With the success of The Pacifier, Gary was shutting down and packing up for bigger and better places.

And that’s where the fairy tale quite literally gets fractured – the local police and a special investigator frog (voiced by David Ogden Stiers doing a respectable imitation of Kenneth Branagh) begin reconstructing the very different events leading up to the incident as told by the principals, slowly revealing multiple secrets and a larger series of crimes along the way.

The Lowdown

With its rigid animation and characters that resemble laminated dolls, Hoodwinked looks more like a children’s videogame cutscene or one of those vaguely creepy Rankin-Bass holiday specials (an apparent influence) than a viable contender to Pixar’s CG throne, or even those up-and-coming digital animation houses at the other major studios.

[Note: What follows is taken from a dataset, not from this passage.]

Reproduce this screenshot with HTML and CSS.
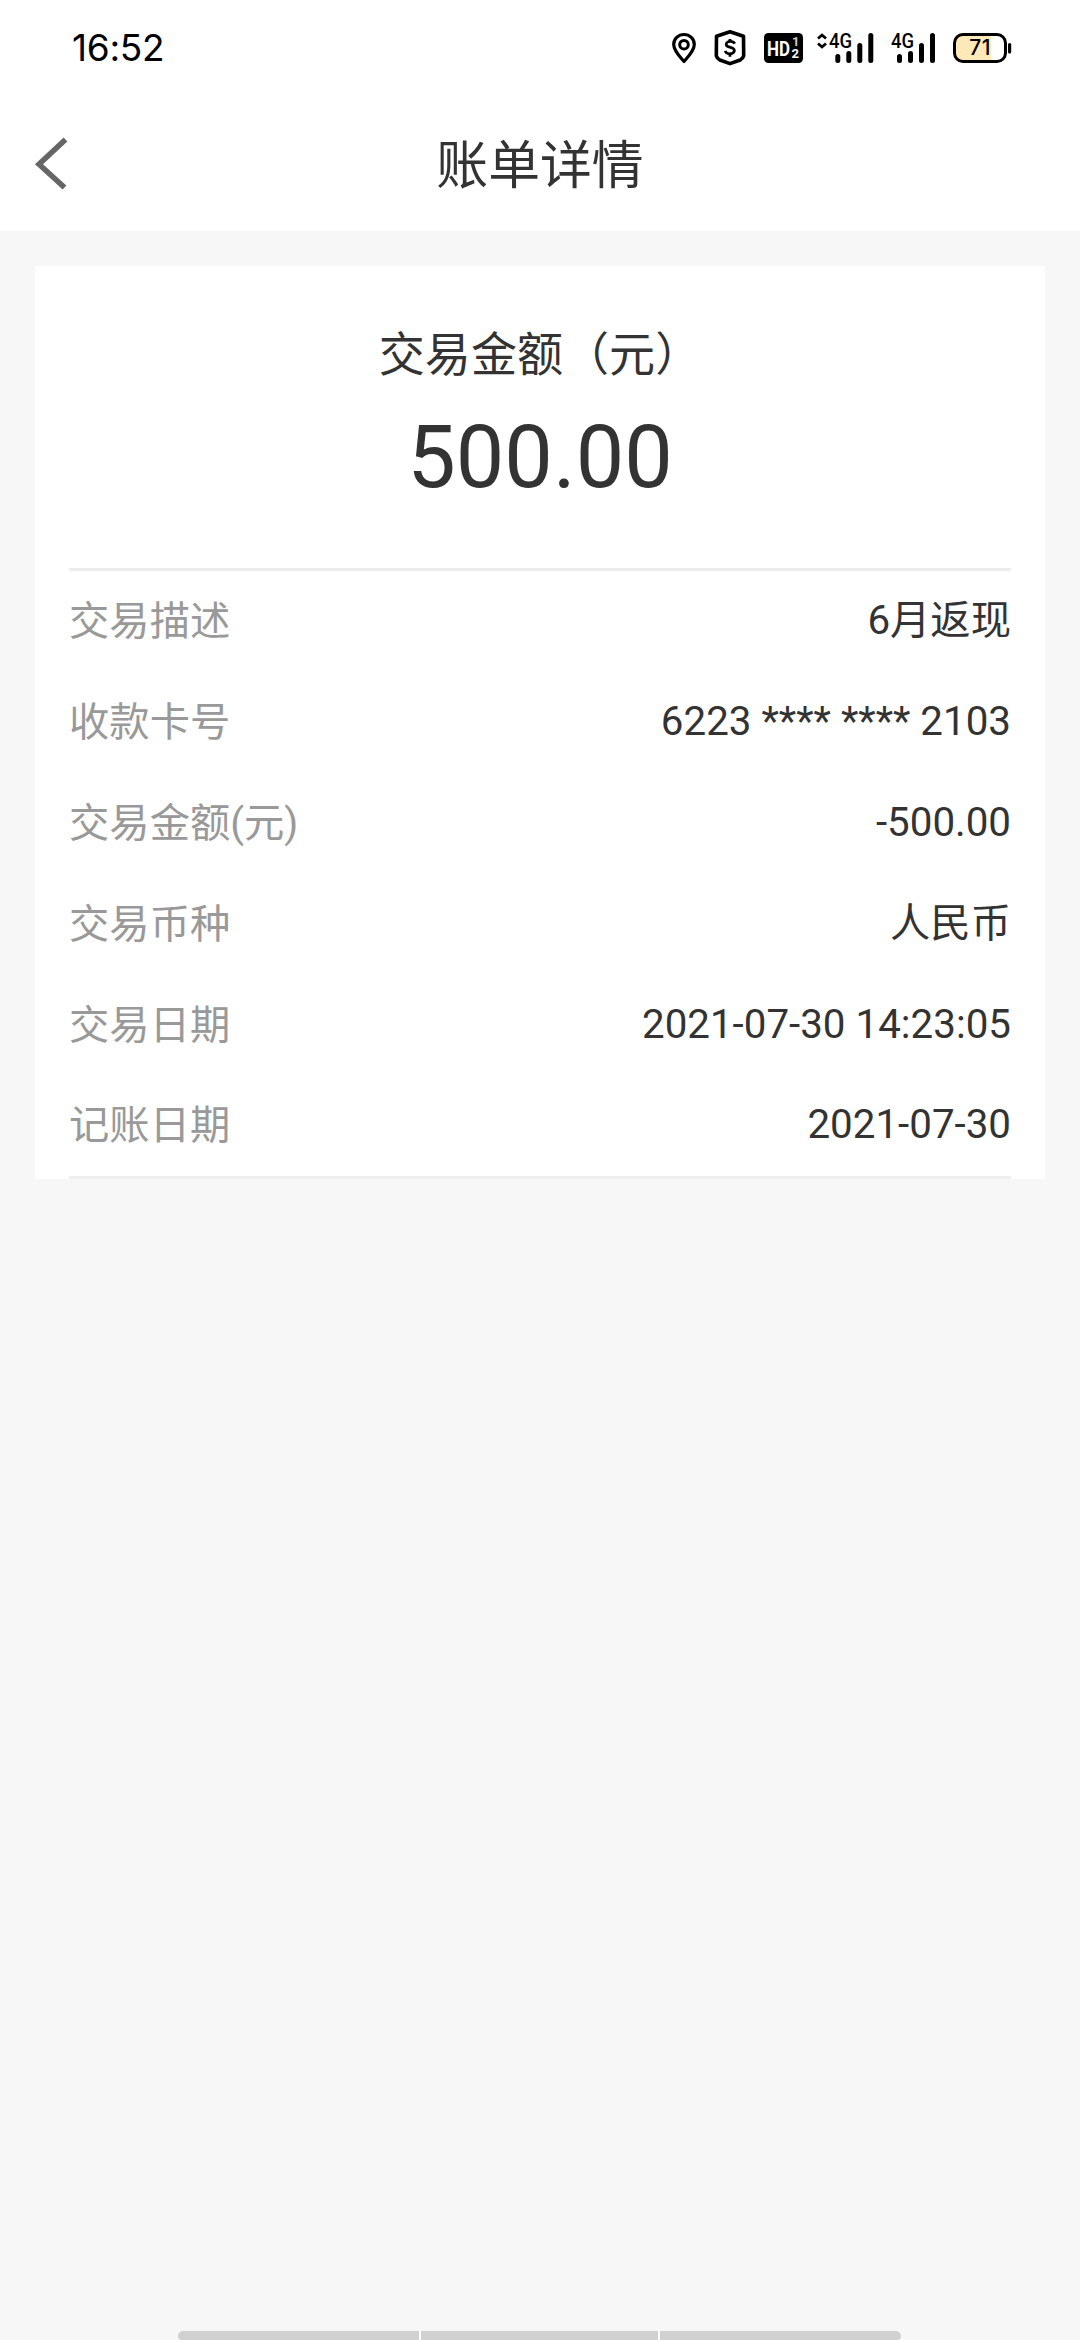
FILE: index.html
```
<!DOCTYPE html>
<html lang="zh-CN">
<head>
<meta charset="utf-8">
<title>账单详情</title>
<link rel="stylesheet" href="styles.css">
</head>
<body>
<div class="status-bar">
  <span class="clock">16:52</span>
  <div class="status-icons">
    <svg class="icon-pin" width="24" height="36" viewBox="0 0 24 36">
      <path d="M12 31.500C7.500 26.300 1.700 20.500 1.700 14.400a10.300 9.900 0 0 1 20.600 0C22.300 20.500 16.500 26.300 12 31.500Z" fill="none" stroke="#000" stroke-width="3.200" stroke-linejoin="round"/>
      <circle cx="12" cy="14.700" r="4.300" fill="none" stroke="#000" stroke-width="3"/>
    </svg>
    <svg class="icon-shield" width="32" height="36" viewBox="0 0 32 36">
      <path d="M16 1.700 29.500 6.200 29.700 25.800Q29 28.400 26.200 30L16 33.600 5.800 30Q3 28.400 2.300 25.800L2.500 6.200Z" fill="none" stroke="#000" stroke-width="3.600" stroke-linejoin="round"/>
      <path d="M20.800 13.700C19.600 11.300 16.500 11 14.300 11.700 11.700 12.600 11.400 15.700 14.200 16.700L18.200 18C21.200 19.200 20.900 22.400 18 23.400 15.500 24.200 12.300 23.700 11 21M16 9v3M16 23.500v3.300" fill="none" stroke="#000" stroke-width="2.800"/>
    </svg>
    <svg class="icon-hd" width="39" height="36" viewBox="0 0 39 36">
      <rect x="0" y="3" width="39" height="30" rx="4.500"/>
      <text class="hd-text" x="3" y="25.700" textLength="23" lengthAdjust="spacingAndGlyphs">HD</text>
      <text class="hd-sub dim" x="28" y="16.300">1</text>
      <text class="hd-sub" x="27.500" y="28.300">2</text>
    </svg>
    <svg class="icon-signal-main" width="57" height="36" viewBox="0 0 57 36">
      <path d="M1 8.500 5 5 9 8.500M1 13.500 5 17 9 13.500" fill="none" stroke="#000" stroke-width="2.800"/>
      <text class="net-text" x="12" y="17.500" textLength="23" lengthAdjust="spacingAndGlyphs">4G</text>
      <path d="M20.800 26.500v4M31.800 23.500v7M42.800 15.500v15M53.800 5.500v25" stroke="#000" stroke-width="5" stroke-linecap="round"/>
    </svg>
    <svg class="icon-signal" width="46" height="36" viewBox="0 0 46 36">
      <text class="net-text" x="1" y="17.500" textLength="23" lengthAdjust="spacingAndGlyphs">4G</text>
      <path d="M9.500 26.500v4M20.500 23.500v7M31.500 15.500v15M42.500 5.500v25" stroke="#000" stroke-width="5" stroke-linecap="round"/>
    </svg>
    <svg class="icon-battery" width="59" height="36" viewBox="0 0 59 36">
      <path d="M10 3H38V33H10Q1 33 1 24V12Q1 3 10 3Z" fill="#ffe9b8"/>
      <rect x="1.500" y="4.500" width="51" height="27" rx="8.500" fill="none" stroke="#000" stroke-width="3"/>
      <rect x="55" y="13" width="3.200" height="10.500" rx="1.500"/>
      <text class="battery-text" x="27" y="25.200" text-anchor="middle">71</text>
    </svg>
  </div>
</div>
<header class="title-bar">
  <svg class="back" width="38" height="56" viewBox="0 0 38 56">
    <path d="M31.500 3.500 5 28.200 30.500 51.500" fill="none" stroke="#666" stroke-width="5.500"/>
  </svg>
  <h1 class="title">账单详情</h1>
</header>
<main class="card">
  <section class="summary">
    <div class="summary-label">交易金额（元）</div>
    <div class="summary-amount">500.00</div>
  </section>
  <dl class="details">
    <div class="row"><dt>交易描述</dt><dd>6月返现</dd></div>
    <div class="row"><dt>收款卡号</dt><dd>6223 **** **** 2103</dd></div>
    <div class="row"><dt>交易金额(元)</dt><dd>-500.00</dd></div>
    <div class="row"><dt>交易币种</dt><dd>人民币</dd></div>
    <div class="row"><dt>交易日期</dt><dd>2021-07-30 14:23:05</dd></div>
    <div class="row"><dt>记账日期</dt><dd>2021-07-30</dd></div>
  </dl>
</main>
<div class="gesture-bar"><i></i><i></i><i></i></div>
</body>
</html>
```

FILE: styles.css
```
* { box-sizing: border-box; }

body {
  margin: 0;
  height: 2340px;
  display: flex;
  flex-direction: column;
  overflow: hidden;
  background: #f7f7f7;
  color: #333;
  font-family: Roboto, "Noto Sans CJK SC", sans-serif;
}

.status-bar {
  height: 96px;
  padding: 0 68px 0 72px;
  display: flex;
  justify-content: space-between;
  align-items: center;
  background: #fff;
  color: #000;
}

.clock {
  font-family: Inter, sans-serif;
  font-size: 37px;
  line-height: 96px;
  letter-spacing: -0.3px;
}

.status-icons { display: flex; }
.icon-shield { margin-left: 18px; }
.icon-hd { margin-left: 18px; }
.icon-signal-main { margin-left: 14px; }
.icon-signal { margin-left: 16px; }
.icon-battery { margin-left: 17px; }

.hd-text { font: 700 21px Roboto, sans-serif; fill: #fff; }
.hd-sub { font: 700 13px Roboto, sans-serif; fill: #fff; }
.dim { fill: #ccc; }
.net-text { font: 500 20px Roboto, sans-serif; }
.battery-text { font: 500 21px Inter, sans-serif; letter-spacing: 0.5px; }

.title-bar {
  height: 135px;
  display: grid;
  grid-template-columns: 80px 1fr 80px;
  align-items: center;
  background: #fff;
}

.back { margin-left: 34px; }

.title {
  margin: 0;
  padding-top: 7px;
  text-align: center;
  font-size: 51.84px;
  font-weight: 400;
  line-height: 76px;
}

.card {
  margin: 35px 35px 0;
  padding: 0 34px;
  background: #fff;
}

.summary {
  height: 305px;
  padding-top: 55px;
  border-bottom: 3px solid #ececec;
  text-align: center;
}

.summary-label { font-size: 46.08px; line-height: 68px; }
.summary-amount { font-size: 86.4px; line-height: 138px; }

.details {
  margin: 0;
  border-bottom: 3px solid #efefef;
}

.row {
  height: 100.8px;
  display: flex;
  justify-content: space-between;
  align-items: center;
  font-size: 40.32px;
  line-height: 60px;
}

.row dt { padding-top: 2px; color: #999; }
.row dd { margin: 0; }

.gesture-bar {
  width: 723px;
  height: 9px;
  margin: auto auto 0 178px;
  display: grid;
  grid-template-columns: 241px 237px 241px;
  gap: 2px;
  border-radius: 5px 5px 4px 4px;
  overflow: hidden;
  background: #fff;
}

.gesture-bar i { background: #d0d0d0; }
```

But while the kid-to-adult humor level is certainly heavy on the adolescent end of the scale, the alterations to the original material are occasionally imaginative and irreverent — the Woodsman is an aspiring actor, the Wolf is a Fletch-like reporter investigating the realm’s recent string of failed businesses, and the story and its rather simplistic mystery fit together seamlessly.


Well, the Hollow Man is basically a digital creation…

It’s far from perfect — some of the elements feel a bit familiar (the admittedly amusing spastic squirrel) or annoying (a singing mountain goat) or long past played out (Granny’s big bombshell: she’s an award-winning EXTREME sports enthusiast!). The songs are also among the weaker aspects, though the filmmakers (Tony Leech, Todd Edwards and Cory Edwards) seem cognizant enough to spoof it — when the other characters witness Red singing her signature theme on her delivery rounds, you can hear the music Doppler away.

Laced with droll (yet relatively safe) pop-culture references and bursting with one-liners, the spunky script takes full advantage of the cast – guys like Warburton have vocal cords that were made for this sort of work, and there’s finally a use for Andy Dick. If the creators get their hands on a significant budget to graduate from garage filmmaking, they could be dangerous. And highly lucrative.


And with the sound of Spielberg’s lawyers calling, this scene abruptly ends.

The Package

Substandard animation aside (let’s call Toy Story the standard), the picture and audio are satisfactory. While their film is entertaining, the audio commentary by the filmmakers is surprisingly lackluster – they spend much of it mentioning/bemoaning the film’s independent beginnings and deficiency of budget. The brief featurette "How to Make an Animated Film" is more interesting, giving an overview of the project’s origins and process, and revealing several suspicions about the final product (additional squirrel and inclusion of irritating goat were demanded by children during the creative process). Rounding out the kit are storyboards of truncated or eliminated scenes, and an extended music video of one of the movie’s animated animal anthems.